El vacío no está
hasta después de llenarse. La mirada al vacío ya lo contempla lleno. Los ojos
sólo se despiertan al vacío que llenan. Lo primero que hacen los ojos al mirar
el vacío es amueblarlo. A imagen y semejanza de dios (dios fue un ojo; uno para
así no ser contradicho por dos), los ojos (que ya son dos y por tanto
dubitativos) sólo sirven cuando se nombra lo que ven, y es en ese nombrar que
las cosas ocupan su lugar en el vacío y son vistas por los ojos. De nuevas. La
mirada vertical del ojo de dios fija un punto y, si acaso, determina una
posición. Arriba y abajo. Delante y detrás. Encima y debajo, y eso no es ver,
eso es ordenar. Mirar siempre lo mismo. Reducir el vacío a una nada vacía. La
insoportable levedad del ser esencial. La intersección forzada de los palos de
la cruz, en el mejor de los casos.
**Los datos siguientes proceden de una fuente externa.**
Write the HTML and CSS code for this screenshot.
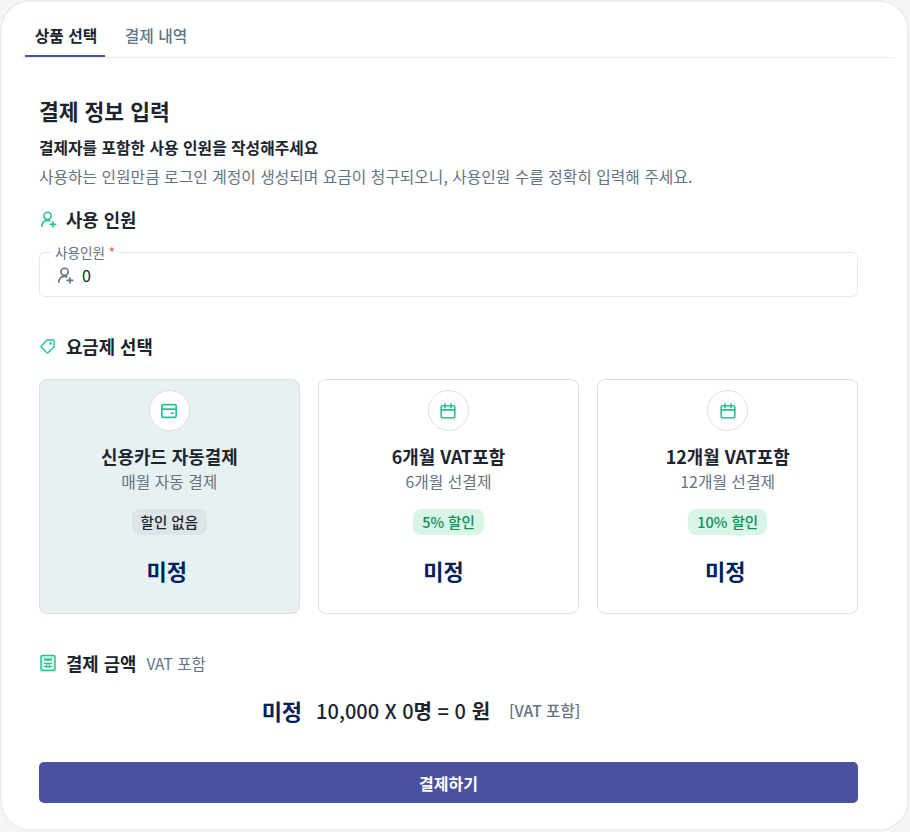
FILE: index.html
```html
<!DOCTYPE html>
<html lang="ko">
<head>
  <meta charset="UTF-8" />
  <title>결제</title>
  <link rel="stylesheet" href="styles.css">
</head>
<body>
  <div class="container">
    <div class="tabs">
      <div class="tab active">상품 선택</div>
      <div class="tab">결제 내역</div>
    </div>
    <div class="content">
      <h2>결제 정보 입력</h2>
      <p class="lead">결제자를 포함한 사용 인원을 작성해주세요</p>
      <p class="desc">사용하는 인원만큼 로그인 계정이 생성되며 요금이 청구되오니, 사용인원 수를 정확히 입력해 주세요.</p>

      <div class="section-title users-title">
        <svg class="icon" viewBox="0 0 20 20"><circle cx="9.500" cy="6.500" r="4"/><path d="M3 18c.5-3.800 3-6.500 6.500-6.500 1 0 1.800.2 2.500.5"/><path d="M15.500 13v6M12.500 16h6"/></svg>
        <span>사용 인원</span>
      </div>
      <div class="field">
        <span class="legend">사용인원 <em>*</em></span>
        <svg class="icon gray" viewBox="0 0 20 20"><circle cx="9.500" cy="6.500" r="4"/><path d="M3 18c.5-3.800 3-6.500 6.500-6.500 1 0 1.800.2 2.500.5"/><path d="M15.500 13v6M12.500 16h6"/></svg>
        <span class="value">0</span>
      </div>

      <div class="section-title plans-title">
        <svg class="icon" viewBox="0 0 24 24"><path d="M3 12 11 4h8a1 1 0 0 1 1 1v8l-8 8a1 1 0 0 1-1.400 0L3 13.400a1 1 0 0 1 0-1.400z"/><circle cx="15.500" cy="8.500" r=".8"/></svg>
        <span>요금제 선택</span>
      </div>
      <div class="plans">
        <div class="plan selected">
          <div class="plan-icon"><svg class="icon" viewBox="0 0 24 24"><rect x="2.500" y="3.500" width="19" height="17" rx="1.500"/><path d="M2.500 9.500h19M15 15h3"/></svg></div>
          <div class="plan-name">신용카드 자동결제</div>
          <div class="plan-sub">매월 자동 결제</div>
          <span class="pill none">할인 없음</span>
          <div class="price">미정</div>
        </div>
        <div class="plan">
          <div class="plan-icon"><svg class="icon" viewBox="0 0 24 24"><rect x="3" y="5" width="18" height="16" rx="1.500"/><path d="M3 10.500h18M8 2.500v5M16 2.500v5"/></svg></div>
          <div class="plan-name">6개월 VAT포함</div>
          <div class="plan-sub">6개월 선결제</div>
          <span class="pill">5% 할인</span>
          <div class="price wide">미정</div>
        </div>
        <div class="plan">
          <div class="plan-icon"><svg class="icon" viewBox="0 0 24 24"><rect x="3" y="5" width="18" height="16" rx="1.500"/><path d="M3 10.500h18M8 2.500v5M16 2.500v5"/></svg></div>
          <div class="plan-name">12개월 VAT포함</div>
          <div class="plan-sub">12개월 선결제</div>
          <span class="pill">10% 할인</span>
          <div class="price">미정</div>
        </div>
      </div>

      <div class="section-title amount-title">
        <svg class="icon calc" viewBox="0 0 18 18"><rect x="2" y="1.500" width="14" height="15" rx="1.500"/><path class="calc-bar" d="M5 5.500h8"/><path class="calc-grid" d="M5 9.500h8M5 12.500h8M7.700 9v5M10.300 9v5"/></svg>
        <span>결제 금액</span>
        <small>VAT 포함</small>
      </div>
      <div class="total">
        <span class="total-price">미정</span>
        <span class="total-calc">10,000 X 0<b>명</b> = 0 <b>원</b></span>
        <span class="total-vat">[VAT 포함]</span>
      </div>
      <button class="pay">결제하기</button>
    </div>
  </div>
</body>
</html>
```

FILE: styles.css
```css
body {
  margin: 0;
  background: #f5f5f5;
  font-family: "Noto Sans CJK KR", "Noto Sans", sans-serif;
  color: #1c2430;
}
.container {
  box-sizing: border-box;
  width: 909px;
  height: 831px;
  background: #fff;
  border: 2px solid #eeeeee;
  border-radius: 30px;
  padding: 12px 12px 0 19px;
}
.tabs {
  display: flex;
  gap: 10px;
  height: 43px;
  padding-left: 4px;
  border-bottom: 1px solid #e9ebee;
}
.tab {
  box-sizing: border-box;
  width: 80px;
  height: 43px;
  padding-left: 2px;
  line-height: 43px;
  text-align: center;
  font-size: 15.800px;
  font-weight: 500;
  color: #637381;
}
.tab.active {
  color: #1c2430;
  font-weight: 700;
  border-bottom: 2px solid #4a52a0;
}
.content {
  width: 819px;
  margin-left: 18px;
}
h2 {
  margin: 38px 0 0;
  font-size: 21.500px;
  line-height: 30px;
  font-weight: 700;
}
.lead {
  margin: 11px 0 0;
  font-size: 15.800px;
  line-height: 22px;
  font-weight: 700;
}
.desc {
  margin: 7px 0 0;
  font-size: 15.800px;
  line-height: 22px;
  color: #637381;
}
.section-title {
  display: flex;
  align-items: center;
  gap: 9px;
  height: 24px;
  font-size: 17.800px;
  font-weight: 700;
}
.section-title small {
  margin-left: 1px;
  font-size: 15.500px;
  font-weight: 400;
  color: #637381;
}
.icon {
  width: 18px;
  height: 18px;
  flex: none;
  fill: none;
  stroke: #22c58b;
  stroke-width: 1.800;
  stroke-linecap: round;
  stroke-linejoin: round;
}
.icon.gray {
  stroke: #637381;
}
.calc {
  fill: #d4f5e8;
  stroke-width: 1.500;
}
.calc-bar {
  stroke-width: 2;
  stroke-linecap: butt;
}
.calc-grid {
  stroke-width: 1;
  stroke-linecap: butt;
}
.users-title {
  margin-top: 19px;
}
.field {
  position: relative;
  box-sizing: border-box;
  display: flex;
  align-items: center;
  gap: 8px;
  height: 45px;
  margin-top: 21px;
  padding: 0 16px;
  border: 1px solid #e6e9ed;
  border-radius: 6px;
}
.legend {
  position: absolute;
  top: -9px;
  left: 11px;
  padding: 0 4px;
  background: #fff;
  font-size: 13.600px;
  line-height: 17px;
  color: #637381;
}
.legend em {
  color: #ff5630;
  font-style: normal;
}
.value {
  font-size: 16px;
}
.plans-title {
  margin-top: 37px;
}
.plans {
  display: grid;
  grid-template-columns: repeat(3, 1fr);
  gap: 18.500px;
  margin-top: 21px;
}
.plan {
  box-sizing: border-box;
  height: 235px;
  display: flex;
  flex-direction: column;
  align-items: center;
  padding-top: 10px;
  border: 1px solid #dcdfe3;
  border-radius: 8px;
}
.plan.selected {
  background: #e8f1f2;
}
.plan-icon {
  box-sizing: border-box;
  width: 41px;
  height: 41px;
  display: flex;
  align-items: center;
  justify-content: center;
  background: #fff;
  border: 1px solid #dcdfe3;
  border-radius: 50%;
}
.plan-icon .icon {
  stroke-width: 2.200;
}
.plan-name {
  margin-top: 13px;
  font-size: 17.900px;
  line-height: 24px;
  font-weight: 700;
}
.plan-sub {
  margin-top: 3px;
  font-size: 15.800px;
  line-height: 22px;
  color: #637381;
}
.pill {
  margin-top: 16px;
  height: 26px;
  padding: 0 9px;
  line-height: 26px;
  border-radius: 8px;
  font-size: 14.500px;
  font-weight: 500;
  color: #118d57;
  background: #d8f5e5;
}
.pill.none {
  color: #1c2430;
  background: #dde5e8;
}
.price {
  margin-top: 20px;
  padding-right: 5px;
  font-size: 22px;
  line-height: 30px;
  font-weight: 700;
  color: #002060;
}
.price.wide {
  padding-right: 10px;
}
.amount-title {
  margin-top: 37px;
}
.total {
  display: flex;
  align-items: center;
  justify-content: center;
  height: 30px;
  margin-top: 20px;
  padding-right: 55px;
}
.total-price {
  font-size: 22px;
  font-weight: 700;
  color: #002060;
}
.total-calc {
  margin-left: 14px;
  font-size: 20px;
  font-weight: 500;
}
.total-calc b {
  font-weight: 700;
}
.total-vat {
  margin-left: 19px;
  font-size: 15.600px;
  font-weight: 500;
  color: #637381;
}
.pay {
  display: block;
  width: 100%;
  height: 41px;
  margin-top: 37px;
  border: 0;
  border-radius: 5px;
  background: #4a52a0;
  color: #fff;
  font-family: inherit;
  font-size: 16px;
  font-weight: 700;
}
```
Hacían falta, así pues, se necesitaban los
ojos, dos, para que “el centro” donde dios tenía puesto su ojo, se abriese y
extendiera como una mancha -Horizonte viene de horizontal- y que en los ojos el
vacío se arrugara en las formas y el volumen de las cosas que permanecían
incorpóreas a falta de perspectiva.
Caminar en la
oscuridad con los ojos cerrados. El cuerpo erguido. Los brazos extendidos. La
mano abierta. Y los dios tientan un límite que va por dentro. Entonces: abrir
los ojos, estimulados por el resplandor de las cosas que arden vivas afuera.